╭──

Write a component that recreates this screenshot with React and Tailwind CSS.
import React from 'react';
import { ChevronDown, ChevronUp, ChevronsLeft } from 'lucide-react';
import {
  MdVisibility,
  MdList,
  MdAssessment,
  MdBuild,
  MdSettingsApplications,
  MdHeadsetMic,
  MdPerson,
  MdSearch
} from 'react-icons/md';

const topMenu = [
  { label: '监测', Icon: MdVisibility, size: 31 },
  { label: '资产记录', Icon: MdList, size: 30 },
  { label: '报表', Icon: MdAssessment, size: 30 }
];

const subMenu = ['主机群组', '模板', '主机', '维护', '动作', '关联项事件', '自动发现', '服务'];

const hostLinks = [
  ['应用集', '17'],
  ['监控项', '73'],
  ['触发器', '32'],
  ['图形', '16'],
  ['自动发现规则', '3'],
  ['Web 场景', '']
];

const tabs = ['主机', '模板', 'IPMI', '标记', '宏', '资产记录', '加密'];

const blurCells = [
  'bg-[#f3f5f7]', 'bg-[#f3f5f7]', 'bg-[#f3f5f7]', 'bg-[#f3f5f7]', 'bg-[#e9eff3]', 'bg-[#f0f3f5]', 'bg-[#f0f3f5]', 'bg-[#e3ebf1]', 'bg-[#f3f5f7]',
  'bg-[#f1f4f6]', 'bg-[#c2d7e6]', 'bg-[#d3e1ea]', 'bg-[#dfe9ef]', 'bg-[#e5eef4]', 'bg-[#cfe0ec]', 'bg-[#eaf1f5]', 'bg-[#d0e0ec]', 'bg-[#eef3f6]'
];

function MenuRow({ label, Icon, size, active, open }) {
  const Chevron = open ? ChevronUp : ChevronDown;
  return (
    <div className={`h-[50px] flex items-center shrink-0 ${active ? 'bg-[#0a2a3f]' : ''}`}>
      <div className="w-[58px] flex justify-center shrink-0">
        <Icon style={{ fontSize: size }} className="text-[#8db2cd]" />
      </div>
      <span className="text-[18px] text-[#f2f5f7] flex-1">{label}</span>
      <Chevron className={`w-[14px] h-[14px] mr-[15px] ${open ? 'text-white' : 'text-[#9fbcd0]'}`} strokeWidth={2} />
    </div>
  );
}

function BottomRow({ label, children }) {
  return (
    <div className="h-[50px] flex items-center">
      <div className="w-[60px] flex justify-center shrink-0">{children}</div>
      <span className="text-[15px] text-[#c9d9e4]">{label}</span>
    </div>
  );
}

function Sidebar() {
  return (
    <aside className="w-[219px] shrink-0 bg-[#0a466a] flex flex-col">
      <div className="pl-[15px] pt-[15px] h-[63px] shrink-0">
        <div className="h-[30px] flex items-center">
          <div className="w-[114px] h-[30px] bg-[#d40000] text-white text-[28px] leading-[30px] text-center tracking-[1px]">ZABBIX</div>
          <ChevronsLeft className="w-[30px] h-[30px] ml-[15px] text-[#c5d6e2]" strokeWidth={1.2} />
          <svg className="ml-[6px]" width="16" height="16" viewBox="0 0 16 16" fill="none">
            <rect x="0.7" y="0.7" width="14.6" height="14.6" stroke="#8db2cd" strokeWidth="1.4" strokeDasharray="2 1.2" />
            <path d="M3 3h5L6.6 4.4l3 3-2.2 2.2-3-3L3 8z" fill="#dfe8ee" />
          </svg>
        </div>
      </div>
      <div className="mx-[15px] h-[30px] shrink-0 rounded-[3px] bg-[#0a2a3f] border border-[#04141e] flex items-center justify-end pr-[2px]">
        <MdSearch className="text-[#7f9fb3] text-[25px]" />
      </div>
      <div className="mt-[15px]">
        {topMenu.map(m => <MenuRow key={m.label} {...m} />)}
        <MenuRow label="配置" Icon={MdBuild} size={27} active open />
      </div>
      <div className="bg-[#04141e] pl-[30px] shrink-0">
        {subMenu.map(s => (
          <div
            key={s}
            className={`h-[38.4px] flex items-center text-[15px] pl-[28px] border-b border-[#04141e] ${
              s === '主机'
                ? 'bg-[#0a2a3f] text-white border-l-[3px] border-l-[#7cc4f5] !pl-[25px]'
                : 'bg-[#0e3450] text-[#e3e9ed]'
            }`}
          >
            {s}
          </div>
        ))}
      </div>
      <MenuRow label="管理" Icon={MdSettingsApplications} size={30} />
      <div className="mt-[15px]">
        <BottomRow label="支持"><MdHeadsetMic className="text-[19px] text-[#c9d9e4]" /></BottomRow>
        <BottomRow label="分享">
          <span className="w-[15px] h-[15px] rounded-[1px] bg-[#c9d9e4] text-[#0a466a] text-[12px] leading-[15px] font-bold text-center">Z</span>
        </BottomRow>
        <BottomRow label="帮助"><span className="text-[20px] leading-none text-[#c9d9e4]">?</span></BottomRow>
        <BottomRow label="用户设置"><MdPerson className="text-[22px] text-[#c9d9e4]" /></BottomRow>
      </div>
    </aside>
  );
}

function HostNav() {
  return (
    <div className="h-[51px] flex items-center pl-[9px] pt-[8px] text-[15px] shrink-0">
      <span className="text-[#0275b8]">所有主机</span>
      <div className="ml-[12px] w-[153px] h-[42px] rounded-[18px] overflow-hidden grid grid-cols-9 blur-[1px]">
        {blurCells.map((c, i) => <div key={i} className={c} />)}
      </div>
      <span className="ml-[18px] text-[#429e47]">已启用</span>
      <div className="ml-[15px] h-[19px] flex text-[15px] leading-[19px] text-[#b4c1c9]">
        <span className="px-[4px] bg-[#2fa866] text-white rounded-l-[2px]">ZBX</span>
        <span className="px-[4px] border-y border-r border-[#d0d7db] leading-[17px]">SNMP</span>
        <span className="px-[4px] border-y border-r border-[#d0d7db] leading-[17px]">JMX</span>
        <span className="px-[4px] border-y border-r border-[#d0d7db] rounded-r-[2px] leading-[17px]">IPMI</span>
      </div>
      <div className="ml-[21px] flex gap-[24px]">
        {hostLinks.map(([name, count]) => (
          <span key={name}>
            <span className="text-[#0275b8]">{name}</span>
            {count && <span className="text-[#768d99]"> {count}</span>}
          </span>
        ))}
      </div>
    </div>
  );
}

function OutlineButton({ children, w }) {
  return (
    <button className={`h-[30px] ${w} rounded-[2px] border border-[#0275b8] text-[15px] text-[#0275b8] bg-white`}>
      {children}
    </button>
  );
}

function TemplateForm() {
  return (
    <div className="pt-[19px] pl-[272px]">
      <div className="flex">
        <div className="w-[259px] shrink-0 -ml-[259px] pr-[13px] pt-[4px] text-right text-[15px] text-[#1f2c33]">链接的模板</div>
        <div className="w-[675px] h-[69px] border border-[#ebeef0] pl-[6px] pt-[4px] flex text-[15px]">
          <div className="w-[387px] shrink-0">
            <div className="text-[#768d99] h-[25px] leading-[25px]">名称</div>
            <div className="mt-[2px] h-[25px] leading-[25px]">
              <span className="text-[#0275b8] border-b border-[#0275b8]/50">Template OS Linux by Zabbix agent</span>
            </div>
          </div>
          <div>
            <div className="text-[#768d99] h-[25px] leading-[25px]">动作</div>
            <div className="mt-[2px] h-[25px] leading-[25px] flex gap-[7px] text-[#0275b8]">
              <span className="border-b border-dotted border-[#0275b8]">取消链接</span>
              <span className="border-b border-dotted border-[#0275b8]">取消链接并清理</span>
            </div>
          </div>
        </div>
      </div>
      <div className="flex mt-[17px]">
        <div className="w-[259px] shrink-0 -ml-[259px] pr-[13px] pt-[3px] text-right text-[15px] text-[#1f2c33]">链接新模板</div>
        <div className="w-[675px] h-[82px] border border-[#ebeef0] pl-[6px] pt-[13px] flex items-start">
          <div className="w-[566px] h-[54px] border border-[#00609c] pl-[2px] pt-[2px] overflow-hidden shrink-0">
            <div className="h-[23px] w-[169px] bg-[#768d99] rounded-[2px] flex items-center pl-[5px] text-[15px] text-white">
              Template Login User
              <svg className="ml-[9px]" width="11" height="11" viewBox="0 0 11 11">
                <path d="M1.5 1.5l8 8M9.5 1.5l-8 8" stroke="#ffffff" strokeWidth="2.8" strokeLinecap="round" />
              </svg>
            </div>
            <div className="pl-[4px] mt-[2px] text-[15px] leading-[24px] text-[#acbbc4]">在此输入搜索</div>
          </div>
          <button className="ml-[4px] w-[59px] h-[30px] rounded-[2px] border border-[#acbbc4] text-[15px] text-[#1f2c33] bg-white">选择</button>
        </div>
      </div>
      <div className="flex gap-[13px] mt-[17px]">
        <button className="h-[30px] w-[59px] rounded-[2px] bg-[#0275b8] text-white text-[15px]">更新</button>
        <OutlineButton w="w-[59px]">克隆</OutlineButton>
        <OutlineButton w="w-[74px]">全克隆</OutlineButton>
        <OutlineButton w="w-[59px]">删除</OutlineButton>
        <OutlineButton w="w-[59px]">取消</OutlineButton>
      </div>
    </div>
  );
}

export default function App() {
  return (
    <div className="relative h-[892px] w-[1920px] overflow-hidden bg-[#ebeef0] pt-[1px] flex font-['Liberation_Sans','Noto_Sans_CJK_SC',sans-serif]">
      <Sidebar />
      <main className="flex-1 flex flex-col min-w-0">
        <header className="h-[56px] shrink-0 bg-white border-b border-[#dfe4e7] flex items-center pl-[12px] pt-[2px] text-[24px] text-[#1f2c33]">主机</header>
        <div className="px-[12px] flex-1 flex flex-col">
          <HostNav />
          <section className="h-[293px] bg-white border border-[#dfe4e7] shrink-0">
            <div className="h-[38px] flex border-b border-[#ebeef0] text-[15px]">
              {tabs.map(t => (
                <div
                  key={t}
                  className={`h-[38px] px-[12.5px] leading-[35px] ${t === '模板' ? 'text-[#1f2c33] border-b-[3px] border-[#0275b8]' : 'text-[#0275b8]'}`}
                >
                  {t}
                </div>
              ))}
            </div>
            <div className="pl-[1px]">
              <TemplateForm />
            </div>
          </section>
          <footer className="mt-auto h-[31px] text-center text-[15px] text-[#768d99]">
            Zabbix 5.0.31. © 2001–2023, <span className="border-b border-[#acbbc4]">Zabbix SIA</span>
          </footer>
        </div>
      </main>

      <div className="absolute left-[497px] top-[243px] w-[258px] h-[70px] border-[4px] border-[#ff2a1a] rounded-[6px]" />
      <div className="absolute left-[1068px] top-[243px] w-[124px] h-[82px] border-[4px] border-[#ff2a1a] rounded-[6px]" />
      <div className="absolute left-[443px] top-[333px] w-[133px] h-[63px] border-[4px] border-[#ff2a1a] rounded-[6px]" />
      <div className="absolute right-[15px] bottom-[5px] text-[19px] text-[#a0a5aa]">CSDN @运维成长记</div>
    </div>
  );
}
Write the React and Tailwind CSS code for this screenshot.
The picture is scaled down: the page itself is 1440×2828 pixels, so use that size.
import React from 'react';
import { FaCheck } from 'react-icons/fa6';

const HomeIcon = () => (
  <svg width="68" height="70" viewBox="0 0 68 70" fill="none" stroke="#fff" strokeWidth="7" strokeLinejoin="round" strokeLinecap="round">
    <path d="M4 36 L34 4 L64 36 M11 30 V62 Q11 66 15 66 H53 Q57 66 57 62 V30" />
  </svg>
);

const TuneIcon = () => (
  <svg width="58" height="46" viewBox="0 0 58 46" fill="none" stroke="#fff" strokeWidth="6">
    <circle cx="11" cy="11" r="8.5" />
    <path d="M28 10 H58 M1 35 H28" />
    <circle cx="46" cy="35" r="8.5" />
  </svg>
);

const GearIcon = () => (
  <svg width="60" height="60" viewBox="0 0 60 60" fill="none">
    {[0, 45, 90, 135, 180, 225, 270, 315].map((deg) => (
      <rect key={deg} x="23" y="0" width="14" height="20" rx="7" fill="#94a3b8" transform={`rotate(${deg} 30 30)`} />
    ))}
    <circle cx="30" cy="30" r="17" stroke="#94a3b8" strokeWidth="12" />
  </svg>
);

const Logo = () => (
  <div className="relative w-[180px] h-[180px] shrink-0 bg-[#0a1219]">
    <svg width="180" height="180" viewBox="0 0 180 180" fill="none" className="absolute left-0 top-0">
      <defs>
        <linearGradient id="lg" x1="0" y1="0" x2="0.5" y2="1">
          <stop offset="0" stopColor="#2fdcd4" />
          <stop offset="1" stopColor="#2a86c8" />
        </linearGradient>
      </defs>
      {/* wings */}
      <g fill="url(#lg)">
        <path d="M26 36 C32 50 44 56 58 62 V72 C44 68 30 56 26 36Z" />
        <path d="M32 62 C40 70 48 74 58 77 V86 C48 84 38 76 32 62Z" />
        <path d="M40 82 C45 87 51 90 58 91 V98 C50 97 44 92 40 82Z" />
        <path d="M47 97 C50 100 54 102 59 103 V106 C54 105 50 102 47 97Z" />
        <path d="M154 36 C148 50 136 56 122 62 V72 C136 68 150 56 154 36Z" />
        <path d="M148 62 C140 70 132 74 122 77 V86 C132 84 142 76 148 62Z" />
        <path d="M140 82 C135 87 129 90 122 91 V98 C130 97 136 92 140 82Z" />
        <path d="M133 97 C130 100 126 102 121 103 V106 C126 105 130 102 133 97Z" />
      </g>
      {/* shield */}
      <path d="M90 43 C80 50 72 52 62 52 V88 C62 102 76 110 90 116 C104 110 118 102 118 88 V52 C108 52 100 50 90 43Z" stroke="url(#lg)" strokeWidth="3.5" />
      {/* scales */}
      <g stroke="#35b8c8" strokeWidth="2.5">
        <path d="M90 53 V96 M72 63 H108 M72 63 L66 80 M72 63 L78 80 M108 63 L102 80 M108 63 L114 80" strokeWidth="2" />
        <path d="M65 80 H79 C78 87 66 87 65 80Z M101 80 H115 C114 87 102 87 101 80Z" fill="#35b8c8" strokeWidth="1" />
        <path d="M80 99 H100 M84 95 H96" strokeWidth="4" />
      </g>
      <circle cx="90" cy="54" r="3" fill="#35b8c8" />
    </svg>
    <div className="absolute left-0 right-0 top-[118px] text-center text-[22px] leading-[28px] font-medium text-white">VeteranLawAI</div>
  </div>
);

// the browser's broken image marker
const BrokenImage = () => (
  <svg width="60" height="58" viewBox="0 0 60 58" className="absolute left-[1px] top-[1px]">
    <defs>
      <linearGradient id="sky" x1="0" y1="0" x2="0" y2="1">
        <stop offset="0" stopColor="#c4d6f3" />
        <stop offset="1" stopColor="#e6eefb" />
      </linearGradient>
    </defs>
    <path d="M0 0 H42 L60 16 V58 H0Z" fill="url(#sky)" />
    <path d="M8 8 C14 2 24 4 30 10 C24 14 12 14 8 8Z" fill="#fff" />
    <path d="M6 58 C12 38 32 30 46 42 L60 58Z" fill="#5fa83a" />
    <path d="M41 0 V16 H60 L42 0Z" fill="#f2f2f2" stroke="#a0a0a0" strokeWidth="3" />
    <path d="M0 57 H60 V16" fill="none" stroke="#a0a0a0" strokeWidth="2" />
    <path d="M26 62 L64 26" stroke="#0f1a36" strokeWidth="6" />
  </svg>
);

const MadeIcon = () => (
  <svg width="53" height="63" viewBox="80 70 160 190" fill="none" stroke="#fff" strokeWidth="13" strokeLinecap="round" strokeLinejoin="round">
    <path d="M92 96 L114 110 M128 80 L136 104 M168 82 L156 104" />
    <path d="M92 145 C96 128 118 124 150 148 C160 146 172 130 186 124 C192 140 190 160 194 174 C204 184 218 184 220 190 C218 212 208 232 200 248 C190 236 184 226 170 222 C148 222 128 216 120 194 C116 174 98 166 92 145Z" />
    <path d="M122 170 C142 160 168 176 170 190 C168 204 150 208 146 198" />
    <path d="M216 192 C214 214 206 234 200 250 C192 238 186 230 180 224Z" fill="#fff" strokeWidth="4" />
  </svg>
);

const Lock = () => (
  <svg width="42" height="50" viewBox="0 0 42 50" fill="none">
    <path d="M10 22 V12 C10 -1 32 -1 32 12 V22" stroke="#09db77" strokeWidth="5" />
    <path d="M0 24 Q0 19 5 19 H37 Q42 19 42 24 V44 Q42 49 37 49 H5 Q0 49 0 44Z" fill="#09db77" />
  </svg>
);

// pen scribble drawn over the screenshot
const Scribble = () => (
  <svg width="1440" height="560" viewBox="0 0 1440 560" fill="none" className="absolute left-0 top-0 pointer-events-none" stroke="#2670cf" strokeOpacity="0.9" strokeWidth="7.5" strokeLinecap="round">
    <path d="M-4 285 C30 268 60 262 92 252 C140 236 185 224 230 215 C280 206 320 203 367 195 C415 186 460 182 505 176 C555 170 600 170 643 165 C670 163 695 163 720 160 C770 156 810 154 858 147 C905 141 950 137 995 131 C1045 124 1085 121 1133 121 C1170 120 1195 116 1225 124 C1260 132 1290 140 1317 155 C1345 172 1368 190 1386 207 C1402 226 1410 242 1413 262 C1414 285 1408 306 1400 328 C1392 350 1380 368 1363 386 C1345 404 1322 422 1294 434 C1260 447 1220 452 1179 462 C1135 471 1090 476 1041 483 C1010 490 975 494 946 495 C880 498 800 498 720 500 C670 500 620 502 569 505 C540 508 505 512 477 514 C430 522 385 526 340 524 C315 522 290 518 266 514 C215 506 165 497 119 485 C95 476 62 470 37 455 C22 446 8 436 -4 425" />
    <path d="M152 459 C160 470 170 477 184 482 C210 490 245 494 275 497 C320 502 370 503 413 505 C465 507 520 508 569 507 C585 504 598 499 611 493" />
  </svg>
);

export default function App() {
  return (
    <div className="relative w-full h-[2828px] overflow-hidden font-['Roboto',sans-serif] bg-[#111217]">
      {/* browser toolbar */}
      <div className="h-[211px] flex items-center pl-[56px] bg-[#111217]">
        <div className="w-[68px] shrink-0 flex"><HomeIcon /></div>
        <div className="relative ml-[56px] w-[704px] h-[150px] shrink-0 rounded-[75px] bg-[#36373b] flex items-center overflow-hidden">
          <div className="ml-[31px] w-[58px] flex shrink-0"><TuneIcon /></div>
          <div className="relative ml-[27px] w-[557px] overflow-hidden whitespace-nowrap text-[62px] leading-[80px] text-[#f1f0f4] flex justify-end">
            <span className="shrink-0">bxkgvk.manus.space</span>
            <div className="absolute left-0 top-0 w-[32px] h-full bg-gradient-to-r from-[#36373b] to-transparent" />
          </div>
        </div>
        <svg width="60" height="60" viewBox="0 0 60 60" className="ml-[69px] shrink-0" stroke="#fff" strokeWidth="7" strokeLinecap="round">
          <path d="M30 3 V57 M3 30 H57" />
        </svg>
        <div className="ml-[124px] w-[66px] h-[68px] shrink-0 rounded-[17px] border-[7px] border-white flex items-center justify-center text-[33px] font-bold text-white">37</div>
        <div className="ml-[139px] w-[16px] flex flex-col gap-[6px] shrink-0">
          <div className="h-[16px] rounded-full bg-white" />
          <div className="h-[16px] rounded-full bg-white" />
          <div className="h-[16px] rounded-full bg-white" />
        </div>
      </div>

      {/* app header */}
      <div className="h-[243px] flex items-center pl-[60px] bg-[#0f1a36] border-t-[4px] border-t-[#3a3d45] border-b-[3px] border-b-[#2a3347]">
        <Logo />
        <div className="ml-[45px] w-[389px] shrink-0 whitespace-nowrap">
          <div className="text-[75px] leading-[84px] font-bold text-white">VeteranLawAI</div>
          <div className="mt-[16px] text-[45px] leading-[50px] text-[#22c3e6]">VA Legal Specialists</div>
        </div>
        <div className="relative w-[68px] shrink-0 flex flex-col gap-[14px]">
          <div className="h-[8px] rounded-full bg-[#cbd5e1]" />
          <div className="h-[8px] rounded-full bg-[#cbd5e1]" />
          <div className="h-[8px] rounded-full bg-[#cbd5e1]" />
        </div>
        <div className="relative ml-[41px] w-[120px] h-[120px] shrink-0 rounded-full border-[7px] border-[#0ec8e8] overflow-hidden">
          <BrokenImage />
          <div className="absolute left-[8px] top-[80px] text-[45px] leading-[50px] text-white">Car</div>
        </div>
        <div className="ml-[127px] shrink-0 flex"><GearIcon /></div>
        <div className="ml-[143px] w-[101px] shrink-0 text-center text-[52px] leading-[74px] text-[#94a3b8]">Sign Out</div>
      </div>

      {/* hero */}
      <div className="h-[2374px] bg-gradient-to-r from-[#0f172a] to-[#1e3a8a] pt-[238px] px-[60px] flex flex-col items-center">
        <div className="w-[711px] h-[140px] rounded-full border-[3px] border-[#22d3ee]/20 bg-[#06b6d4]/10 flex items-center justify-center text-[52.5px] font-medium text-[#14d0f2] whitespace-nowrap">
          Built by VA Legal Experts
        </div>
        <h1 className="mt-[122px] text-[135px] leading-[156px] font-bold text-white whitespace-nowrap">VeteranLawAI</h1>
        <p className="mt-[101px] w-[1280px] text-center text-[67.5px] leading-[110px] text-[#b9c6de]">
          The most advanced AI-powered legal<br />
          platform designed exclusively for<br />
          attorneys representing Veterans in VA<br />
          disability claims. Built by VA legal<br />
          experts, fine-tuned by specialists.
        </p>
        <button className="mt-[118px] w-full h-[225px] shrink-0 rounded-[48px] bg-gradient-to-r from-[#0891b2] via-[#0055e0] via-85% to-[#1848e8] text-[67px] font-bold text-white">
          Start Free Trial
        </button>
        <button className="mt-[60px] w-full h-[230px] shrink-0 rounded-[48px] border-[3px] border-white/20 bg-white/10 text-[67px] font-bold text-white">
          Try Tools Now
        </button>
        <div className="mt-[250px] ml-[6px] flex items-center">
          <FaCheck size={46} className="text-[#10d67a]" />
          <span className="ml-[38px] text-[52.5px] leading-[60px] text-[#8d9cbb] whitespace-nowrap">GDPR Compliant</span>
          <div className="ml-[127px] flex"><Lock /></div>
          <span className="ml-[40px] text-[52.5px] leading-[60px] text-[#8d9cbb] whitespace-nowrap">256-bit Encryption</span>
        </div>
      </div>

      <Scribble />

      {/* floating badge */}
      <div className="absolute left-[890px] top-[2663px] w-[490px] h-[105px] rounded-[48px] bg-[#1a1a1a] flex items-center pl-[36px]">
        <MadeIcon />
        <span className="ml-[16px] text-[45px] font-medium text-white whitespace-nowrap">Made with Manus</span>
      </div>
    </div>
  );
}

╰──

INSTRUCTIONS FOR THE TASK —
From the data, list each line in which the string "with" appears.

FINISHED ANSWER —
Write a component that recreates this screenshot with React and Tailwind CSS.
        <span className="ml-[16px] text-[45px] font-medium text-white whitespace-nowrap">Made with Manus</span>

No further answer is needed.